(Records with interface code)
------------------------------------------------------------------------

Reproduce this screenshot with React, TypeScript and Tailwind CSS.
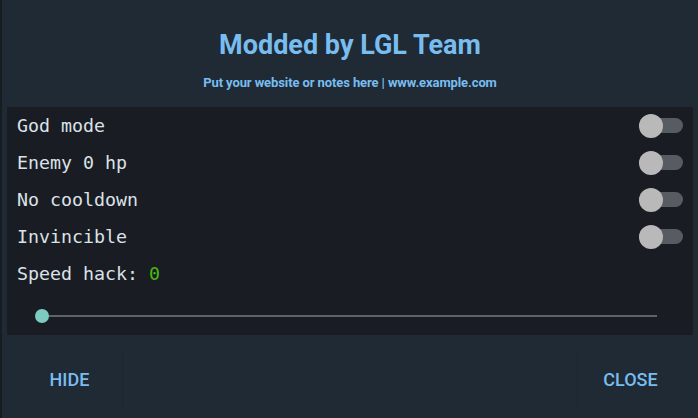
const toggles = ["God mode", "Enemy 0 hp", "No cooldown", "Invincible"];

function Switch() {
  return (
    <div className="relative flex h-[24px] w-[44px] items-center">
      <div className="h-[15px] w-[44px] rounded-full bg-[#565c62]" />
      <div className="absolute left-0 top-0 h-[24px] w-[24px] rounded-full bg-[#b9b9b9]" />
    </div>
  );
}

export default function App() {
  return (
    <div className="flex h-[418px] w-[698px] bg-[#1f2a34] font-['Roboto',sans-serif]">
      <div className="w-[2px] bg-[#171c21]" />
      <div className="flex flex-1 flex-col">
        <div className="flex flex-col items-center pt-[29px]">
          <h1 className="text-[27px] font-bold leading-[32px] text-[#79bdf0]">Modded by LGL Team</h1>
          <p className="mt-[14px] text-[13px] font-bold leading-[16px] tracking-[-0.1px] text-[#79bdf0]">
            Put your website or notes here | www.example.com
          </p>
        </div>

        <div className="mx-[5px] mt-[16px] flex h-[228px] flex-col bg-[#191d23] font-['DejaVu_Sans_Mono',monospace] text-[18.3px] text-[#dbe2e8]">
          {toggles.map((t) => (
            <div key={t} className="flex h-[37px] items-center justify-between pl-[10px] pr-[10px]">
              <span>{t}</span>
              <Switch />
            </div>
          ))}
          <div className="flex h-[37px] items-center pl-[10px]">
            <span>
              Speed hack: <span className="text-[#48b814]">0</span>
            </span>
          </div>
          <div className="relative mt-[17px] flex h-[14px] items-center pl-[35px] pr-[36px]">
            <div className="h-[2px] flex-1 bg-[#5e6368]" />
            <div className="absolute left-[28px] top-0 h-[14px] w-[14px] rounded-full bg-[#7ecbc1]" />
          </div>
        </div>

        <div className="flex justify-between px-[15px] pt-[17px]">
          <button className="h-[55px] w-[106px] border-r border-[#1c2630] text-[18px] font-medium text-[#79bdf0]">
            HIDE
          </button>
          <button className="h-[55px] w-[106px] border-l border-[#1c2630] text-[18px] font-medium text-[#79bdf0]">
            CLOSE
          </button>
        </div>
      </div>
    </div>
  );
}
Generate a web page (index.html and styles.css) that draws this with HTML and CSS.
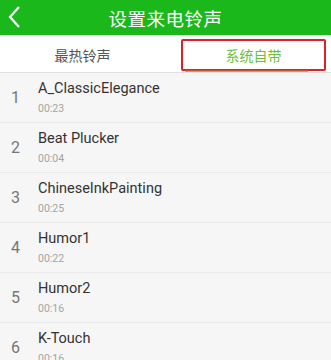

------------------------------------------------------------------------

Leave the pictures out and print the records above exactly as they stand.

Reproduce this screenshot with React, TypeScript and Tailwind CSS.
const toggles = ["God mode", "Enemy 0 hp", "No cooldown", "Invincible"];

function Switch() {
  return (
    <div className="relative flex h-[24px] w-[44px] items-center">
      <div className="h-[15px] w-[44px] rounded-full bg-[#565c62]" />
      <div className="absolute left-0 top-0 h-[24px] w-[24px] rounded-full bg-[#b9b9b9]" />
    </div>
  );
}

export default function App() {
  return (
    <div className="flex h-[418px] w-[698px] bg-[#1f2a34] font-['Roboto',sans-serif]">
      <div className="w-[2px] bg-[#171c21]" />
      <div className="flex flex-1 flex-col">
        <div className="flex flex-col items-center pt-[29px]">
          <h1 className="text-[27px] font-bold leading-[32px] text-[#79bdf0]">Modded by LGL Team</h1>
          <p className="mt-[14px] text-[13px] font-bold leading-[16px] tracking-[-0.1px] text-[#79bdf0]">
            Put your website or notes here | www.example.com
          </p>
        </div>

        <div className="mx-[5px] mt-[16px] flex h-[228px] flex-col bg-[#191d23] font-['DejaVu_Sans_Mono',monospace] text-[18.3px] text-[#dbe2e8]">
          {toggles.map((t) => (
            <div key={t} className="flex h-[37px] items-center justify-between pl-[10px] pr-[10px]">
              <span>{t}</span>
              <Switch />
            </div>
          ))}
          <div className="flex h-[37px] items-center pl-[10px]">
            <span>
              Speed hack: <span className="text-[#48b814]">0</span>
            </span>
          </div>
          <div className="relative mt-[17px] flex h-[14px] items-center pl-[35px] pr-[36px]">
            <div className="h-[2px] flex-1 bg-[#5e6368]" />
            <div className="absolute left-[28px] top-0 h-[14px] w-[14px] rounded-full bg-[#7ecbc1]" />
          </div>
        </div>

        <div className="flex justify-between px-[15px] pt-[17px]">
          <button className="h-[55px] w-[106px] border-r border-[#1c2630] text-[18px] font-medium text-[#79bdf0]">
            HIDE
          </button>
          <button className="h-[55px] w-[106px] border-l border-[#1c2630] text-[18px] font-medium text-[#79bdf0]">
            CLOSE
          </button>
        </div>
      </div>
    </div>
  );
}
Generate a web page (index.html and styles.css) that draws this with HTML and CSS.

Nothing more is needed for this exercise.